I pressed her with a follow-up question about those different circumstances.  Did she think that the “masculine” label attached to cyclo-cross and soccer in many countries, a label that isn’t as prevalent in the U.S. for cycling and soccer, present an opportunity for her and other female athletes to excel in these sports?

You know, I think that sport in general in Europe is like that, especially in parts of Belgium if the women are exercising, going out for a run, and if you are like that, they’re like, what are you doing, why aren’t you at home cleaning house and having babies?  So it’s kind of a different mentality.  In the U.S. we’re encouraged to do sport, Title IX is huge, and with obesity being such a problem in the U.S. I think we’re all trying to get kids into more activities sooner. It’s normal for a girl to go out and play with the guys, where in Europe it's not looked on as a normal thing to do and it’s definitely more of a tomboy thing to do.

Compton working her ass off in Louisville.

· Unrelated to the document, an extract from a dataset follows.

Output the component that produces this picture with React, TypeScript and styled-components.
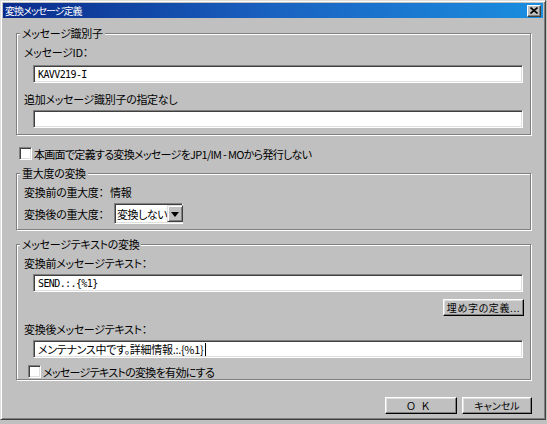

Photo by Ian Dille

Here Compton had slipped in another novel argument: Our increasing concern with obesity is creating even more opportunities and encouragement for women to get out and do sports.

She was certainly correct about cyclo-cross women being smart.

Compton is proud of the rise of U.S. women’s athletes to the top of sports that are new to American culture.  She believes this will contribute to raising the overall status of women’s sports and thus sports in general:

I think the more the U.S. (women) athletes do well in sport, go to the Olympics and win medals, get good results and can be both strong and feminine, that will help grow all sports and bring more attention and more media to women’s and ultimately all sports. 

I don’t know Katie Compton. I saw her for the first time this weekend, but I was really struck by the way she handled herself after the race, a race she was expected to win on her home soil.  When asked the inevitable “how do you feel” question she immediately gave all the credit to her opponent and said it was an honor to finish second to such a great rider.

Her class as an athlete, her intelligent answers and the easy manner with which I saw her interacting with race fans, volunteers and the media lead me to believe that she is a fantastic role model for women athletes and an awesome representative for her sport. 

If that counts for anything, cyclo-cross will soon drop the “next” from in front of “big sport.”